=== What this task involves ===
Pictures stay out of the copy; restate everything else in the material exactly.

------------------------------------------------------------

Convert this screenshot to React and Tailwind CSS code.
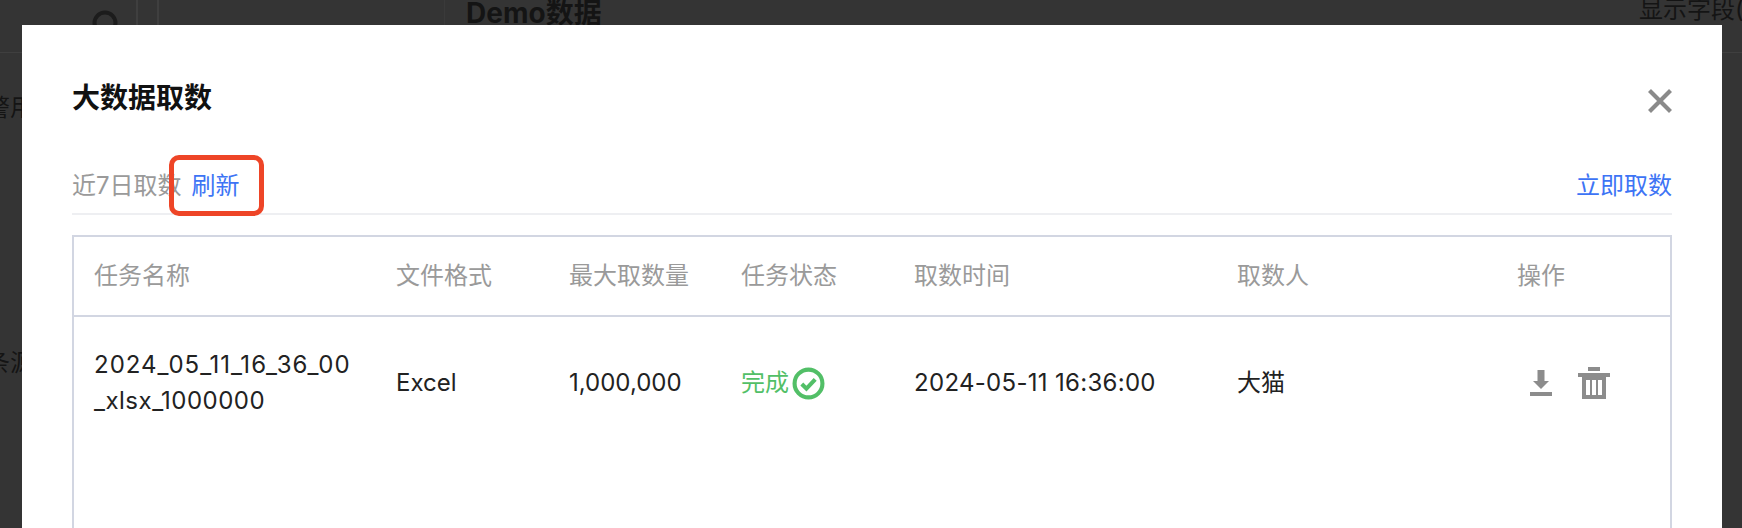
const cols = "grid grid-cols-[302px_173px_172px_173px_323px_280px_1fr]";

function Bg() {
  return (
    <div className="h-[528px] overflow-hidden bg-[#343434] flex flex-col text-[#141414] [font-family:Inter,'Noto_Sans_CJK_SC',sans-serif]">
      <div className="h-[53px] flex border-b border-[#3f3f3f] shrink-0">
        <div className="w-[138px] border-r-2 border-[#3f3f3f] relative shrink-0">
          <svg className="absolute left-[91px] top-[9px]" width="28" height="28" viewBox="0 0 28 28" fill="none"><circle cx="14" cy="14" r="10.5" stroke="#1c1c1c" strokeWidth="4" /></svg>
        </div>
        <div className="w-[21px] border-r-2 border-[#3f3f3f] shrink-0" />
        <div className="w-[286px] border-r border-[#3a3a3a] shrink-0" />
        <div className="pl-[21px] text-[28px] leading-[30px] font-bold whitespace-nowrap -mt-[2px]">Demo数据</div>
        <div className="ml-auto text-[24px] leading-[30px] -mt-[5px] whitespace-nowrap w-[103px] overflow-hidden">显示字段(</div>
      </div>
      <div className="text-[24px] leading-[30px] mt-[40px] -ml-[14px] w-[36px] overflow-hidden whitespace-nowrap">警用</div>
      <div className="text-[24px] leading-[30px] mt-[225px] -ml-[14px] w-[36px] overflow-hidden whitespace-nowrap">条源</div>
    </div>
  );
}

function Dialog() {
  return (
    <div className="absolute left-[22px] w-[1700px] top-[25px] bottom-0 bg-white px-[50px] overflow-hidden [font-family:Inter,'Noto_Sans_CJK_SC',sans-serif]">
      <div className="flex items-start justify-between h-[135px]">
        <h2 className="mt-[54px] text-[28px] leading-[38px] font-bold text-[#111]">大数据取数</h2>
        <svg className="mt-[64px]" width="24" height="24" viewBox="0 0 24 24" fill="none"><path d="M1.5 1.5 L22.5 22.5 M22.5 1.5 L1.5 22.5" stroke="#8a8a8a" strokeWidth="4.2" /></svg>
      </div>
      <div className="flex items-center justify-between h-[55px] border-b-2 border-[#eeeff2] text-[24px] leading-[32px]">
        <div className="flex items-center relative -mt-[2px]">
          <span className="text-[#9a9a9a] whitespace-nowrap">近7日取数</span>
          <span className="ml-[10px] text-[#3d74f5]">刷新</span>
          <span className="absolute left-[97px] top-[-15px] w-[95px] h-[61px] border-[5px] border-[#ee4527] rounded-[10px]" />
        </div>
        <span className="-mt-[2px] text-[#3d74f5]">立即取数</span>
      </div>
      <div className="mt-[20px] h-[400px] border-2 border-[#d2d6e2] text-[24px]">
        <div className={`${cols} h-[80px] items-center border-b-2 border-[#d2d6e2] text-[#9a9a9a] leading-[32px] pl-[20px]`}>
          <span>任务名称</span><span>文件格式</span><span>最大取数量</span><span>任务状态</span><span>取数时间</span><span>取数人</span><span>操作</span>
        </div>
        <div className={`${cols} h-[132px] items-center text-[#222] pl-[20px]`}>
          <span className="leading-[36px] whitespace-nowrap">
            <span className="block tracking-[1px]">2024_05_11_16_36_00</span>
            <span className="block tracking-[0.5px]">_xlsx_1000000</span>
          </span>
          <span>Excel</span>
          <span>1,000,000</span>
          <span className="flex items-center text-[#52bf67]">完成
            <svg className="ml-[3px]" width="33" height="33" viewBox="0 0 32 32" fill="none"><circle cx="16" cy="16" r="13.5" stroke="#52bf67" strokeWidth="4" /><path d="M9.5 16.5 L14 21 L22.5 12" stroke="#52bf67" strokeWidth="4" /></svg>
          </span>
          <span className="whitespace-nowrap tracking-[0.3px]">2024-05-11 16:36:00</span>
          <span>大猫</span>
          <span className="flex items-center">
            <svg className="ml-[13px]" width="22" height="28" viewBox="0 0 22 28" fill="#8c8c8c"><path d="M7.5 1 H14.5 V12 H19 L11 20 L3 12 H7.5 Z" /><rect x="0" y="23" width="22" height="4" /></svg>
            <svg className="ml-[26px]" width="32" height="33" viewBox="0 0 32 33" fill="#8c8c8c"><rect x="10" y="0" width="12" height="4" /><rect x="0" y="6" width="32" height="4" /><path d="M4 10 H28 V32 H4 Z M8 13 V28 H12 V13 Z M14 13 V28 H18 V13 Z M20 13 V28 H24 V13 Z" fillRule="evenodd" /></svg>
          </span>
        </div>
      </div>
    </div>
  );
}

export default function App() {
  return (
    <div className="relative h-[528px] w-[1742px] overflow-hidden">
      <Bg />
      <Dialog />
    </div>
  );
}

------------------------------------------------------------

=== Right answer ===
Convert this screenshot to React and Tailwind CSS code.
const cols = "grid grid-cols-[302px_173px_172px_173px_323px_280px_1fr]";

function Bg() {
  return (
    <div className="h-[528px] overflow-hidden bg-[#343434] flex flex-col text-[#141414] [font-family:Inter,'Noto_Sans_CJK_SC',sans-serif]">
      <div className="h-[53px] flex border-b border-[#3f3f3f] shrink-0">
        <div className="w-[138px] border-r-2 border-[#3f3f3f] relative shrink-0">
          <svg className="absolute left-[91px] top-[9px]" width="28" height="28" viewBox="0 0 28 28" fill="none"><circle cx="14" cy="14" r="10.5" stroke="#1c1c1c" strokeWidth="4" /></svg>
        </div>
        <div className="w-[21px] border-r-2 border-[#3f3f3f] shrink-0" />
        <div className="w-[286px] border-r border-[#3a3a3a] shrink-0" />
        <div className="pl-[21px] text-[28px] leading-[30px] font-bold whitespace-nowrap -mt-[2px]">Demo数据</div>
        <div className="ml-auto text-[24px] leading-[30px] -mt-[5px] whitespace-nowrap w-[103px] overflow-hidden">显示字段(</div>
      </div>
      <div className="text-[24px] leading-[30px] mt-[40px] -ml-[14px] w-[36px] overflow-hidden whitespace-nowrap">警用</div>
      <div className="text-[24px] leading-[30px] mt-[225px] -ml-[14px] w-[36px] overflow-hidden whitespace-nowrap">条源</div>
    </div>
  );
}

function Dialog() {
  return (
    <div className="absolute left-[22px] w-[1700px] top-[25px] bottom-0 bg-white px-[50px] overflow-hidden [font-family:Inter,'Noto_Sans_CJK_SC',sans-serif]">
      <div className="flex items-start justify-between h-[135px]">
        <h2 className="mt-[54px] text-[28px] leading-[38px] font-bold text-[#111]">大数据取数</h2>
        <svg className="mt-[64px]" width="24" height="24" viewBox="0 0 24 24" fill="none"><path d="M1.5 1.5 L22.5 22.5 M22.5 1.5 L1.5 22.5" stroke="#8a8a8a" strokeWidth="4.2" /></svg>
      </div>
      <div className="flex items-center justify-between h-[55px] border-b-2 border-[#eeeff2] text-[24px] leading-[32px]">
        <div className="flex items-center relative -mt-[2px]">
          <span className="text-[#9a9a9a] whitespace-nowrap">近7日取数</span>
          <span className="ml-[10px] text-[#3d74f5]">刷新</span>
          <span className="absolute left-[97px] top-[-15px] w-[95px] h-[61px] border-[5px] border-[#ee4527] rounded-[10px]" />
        </div>
        <span className="-mt-[2px] text-[#3d74f5]">立即取数</span>
      </div>
      <div className="mt-[20px] h-[400px] border-2 border-[#d2d6e2] text-[24px]">
        <div className={`${cols} h-[80px] items-center border-b-2 border-[#d2d6e2] text-[#9a9a9a] leading-[32px] pl-[20px]`}>
          <span>任务名称</span><span>文件格式</span><span>最大取数量</span><span>任务状态</span><span>取数时间</span><span>取数人</span><span>操作</span>
        </div>
        <div className={`${cols} h-[132px] items-center text-[#222] pl-[20px]`}>
          <span className="leading-[36px] whitespace-nowrap">
            <span className="block tracking-[1px]">2024_05_11_16_36_00</span>
            <span className="block tracking-[0.5px]">_xlsx_1000000</span>
          </span>
          <span>Excel</span>
          <span>1,000,000</span>
          <span className="flex items-center text-[#52bf67]">完成
            <svg className="ml-[3px]" width="33" height="33" viewBox="0 0 32 32" fill="none"><circle cx="16" cy="16" r="13.5" stroke="#52bf67" strokeWidth="4" /><path d="M9.5 16.5 L14 21 L22.5 12" stroke="#52bf67" strokeWidth="4" /></svg>
          </span>
          <span className="whitespace-nowrap tracking-[0.3px]">2024-05-11 16:36:00</span>
          <span>大猫</span>
          <span className="flex items-center">
            <svg className="ml-[13px]" width="22" height="28" viewBox="0 0 22 28" fill="#8c8c8c"><path d="M7.5 1 H14.5 V12 H19 L11 20 L3 12 H7.5 Z" /><rect x="0" y="23" width="22" height="4" /></svg>
            <svg className="ml-[26px]" width="32" height="33" viewBox="0 0 32 33" fill="#8c8c8c"><rect x="10" y="0" width="12" height="4" /><rect x="0" y="6" width="32" height="4" /><path d="M4 10 H28 V32 H4 Z M8 13 V28 H12 V13 Z M14 13 V28 H18 V13 Z M20 13 V28 H24 V13 Z" fillRule="evenodd" /></svg>
          </span>
        </div>
      </div>
    </div>
  );
}

export default function App() {
  return (
    <div className="relative h-[528px] w-[1742px] overflow-hidden">
      <Bg />
      <Dialog />
    </div>
  );
}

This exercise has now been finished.